Come è possibile leggere nelle sintesi solo in alcuni casi si annuncia che sarà messa in atto una terapia del dolore post-operatorio, infatti non esiste obbligo di intraprendere la terapia del dolore dopo gli interventi chirurgici. È il veterinario incaricato che decide se procedere in questo senso in caso di bisogno.
Animali utilizzati in base all’origine
Dai dati riguardanti le procedure, rileviamo i numeri degli animali utilizzati in base all’origine (esclusi i primati non umani): 544.052 nati nell’UE presso allevatori registrati; 35.311 nati nell’UE presso allevatori non registrati; 1.167 nati nel resto d’Europa; 1.181 nati nel resto del mondo.
Tra questi troviamo 187 cani nati in UE presso allevatori registrati e 353 nati nel resto del mondo. Primati non umani in base all’origine: 4 nati da allevatore registrato nell’UE; 112 nati in Asia; 108 nati in Africa.
Valori del mercato
I numeri altissimi di animali impiegati ci danno dimostrazione che intorno alla vivisezione esiste un grande giro di affari. Ci sono allevatori (anche non registrati), manutentori, trasportatori e non solo. Un giro economico stimato in più di 600 milioni di euro in Europa e 2,5 miliardi di euro nel mondo ogni anno (Claude Reiss, presidente di Antidote Europe).
E migliaia e migliaia di animali continuano ad essere sacrificati sull’altare di una scienza vecchia e imprecisa. I numeri fortemente sottostimati sono questi: più di 600.000 animali usati in Italia; 12 milioni di animali nell’Unione Europea; 400 milioni nel mondo; più di 600 laboratori in Italia dove viene usato il modello animale. L’unico modo per superare i limiti della vivisezione e dell’uso del modello animale rimangono i metodi sostitutivi. LI CHIAMIAMO SOSTITUTIVI E NON ALTERNATIVI PERCHÉ NON DEVONO ESSERE USATI IN ALTERNANZA MA DEVONO ANDARE A SOSTITUIRE I METODI OBSOLETI ANCORA IN USO.
Urgono sovvenzionamenti pubblici per istituire corsi per giovani ricercatori che non usino il modello animale e servono metodi nuovi validati in tempi brevi affinché sia possibile renderli obbligatori.

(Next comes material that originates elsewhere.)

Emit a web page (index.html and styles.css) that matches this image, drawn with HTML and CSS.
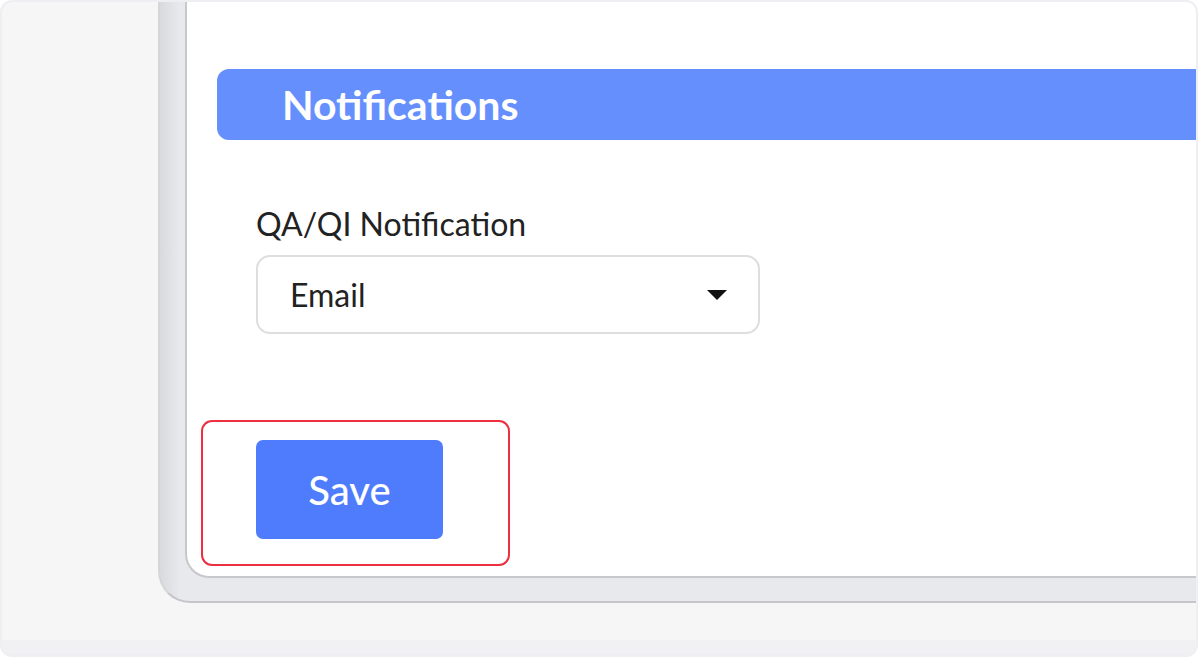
FILE: index.html
```html
<!DOCTYPE html>
<html>
<head>
    <title>Notification Settings</title>
    <link rel="stylesheet" href="styles.css">
</head>
<body>
    <div class="screen">
        <div class="device">
            <div class="card">
                <h2 class="section-title">Notifications</h2>

                <div class="field">
                    <label class="field-label" for="qa-notify">QA/QI Notification</label>
                    <div class="select">
                        <span id="qa-notify" class="select-value">Email</span>
                        <span class="caret"></span>
                    </div>
                </div>

                <div class="actions">
                    <button class="btn-save">Save</button>
                    <div class="highlight"></div>
                </div>
            </div>
        </div>
    </div>
</body>
</html>
```

FILE: styles.css
```css
body { margin: 0; background: #fff; font-family: Lato, "Open Sans", Arial, sans-serif; }
.screen { width: 1198px; height: 657px; box-sizing: border-box; border: 2px solid #efeff3; border-radius: 12px; overflow: hidden; background: linear-gradient(#f6f6f6 638px, #f1f1f3 638px); }

.device { margin-left: 156px; border-left: 2px solid #d6d6da; border-bottom: 2px solid #c6c6ca; border-bottom-left-radius: 32px; padding-left: 25px; padding-bottom: 23px; background: linear-gradient(to right, #d9dadd, #e8e9ec 20px); }
.card { height: 576px; box-sizing: border-box; padding-top: 67px; background: #fff; border-left: 2px solid #c8c8cc; border-bottom: 2px solid #c8c8cc; border-bottom-left-radius: 24px; }

.section-title { margin: 0 0 0 30px; height: 71px; padding-left: 65px; display: flex; align-items: center; background: #668ffe; border-radius: 12px 0 0 12px; color: #fff; font-size: 41px; font-weight: 700; }

.field { margin: 64px 0 0 69px; width: 504px; }
.field-label { display: block; font-size: 32px; line-height: 40px; color: #222; margin-bottom: 11px; }
.select { height: 79px; box-sizing: border-box; border: 2px solid #dedede; border-radius: 14px; display: flex; align-items: center; justify-content: space-between; padding: 0 31px 0 32px; }
.select-value { font-size: 32px; color: #222; }
.caret { width: 0; height: 0; border-left: 10px solid transparent; border-right: 10px solid transparent; border-top: 10px solid #111; }

.actions { position: relative; margin: 106px 0 0 69px; width: 187px; }
.btn-save { display: block; width: 187px; height: 99px; border: 0; border-radius: 7px; background: #4e7cfd; color: #fff; font-family: inherit; font-size: 40px; font-weight: 500; }
.highlight { position: absolute; left: -55px; top: -20px; right: -67px; bottom: -27px; border: 2px solid #ec3040; border-radius: 11px; }
```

Solo in questo modo la scienza potrà fornire risultati validi per l’uomo ottenuti in modo etico salvaguardando gli animali.
La scienza va avanti, ai ricercatori va il compito di saper cogliere le opportunità che offrono i metodi sostitutivi messi a punto da scienziati. Il progresso della scienza è nelle loro mani e nei nuovi metodi di ricerca che non sacrificano animali inutilmente e riescono a dare risposte sicure per l’uomo.
Fonti:
→ Gazzetta Ufficiale (a)
→ Gazzetta Ufficiale (b)
Dal canto suo LEAL continua a finanziare borse di studio per ricercatori che non usano il modello animale, come quella all’Università di Genova.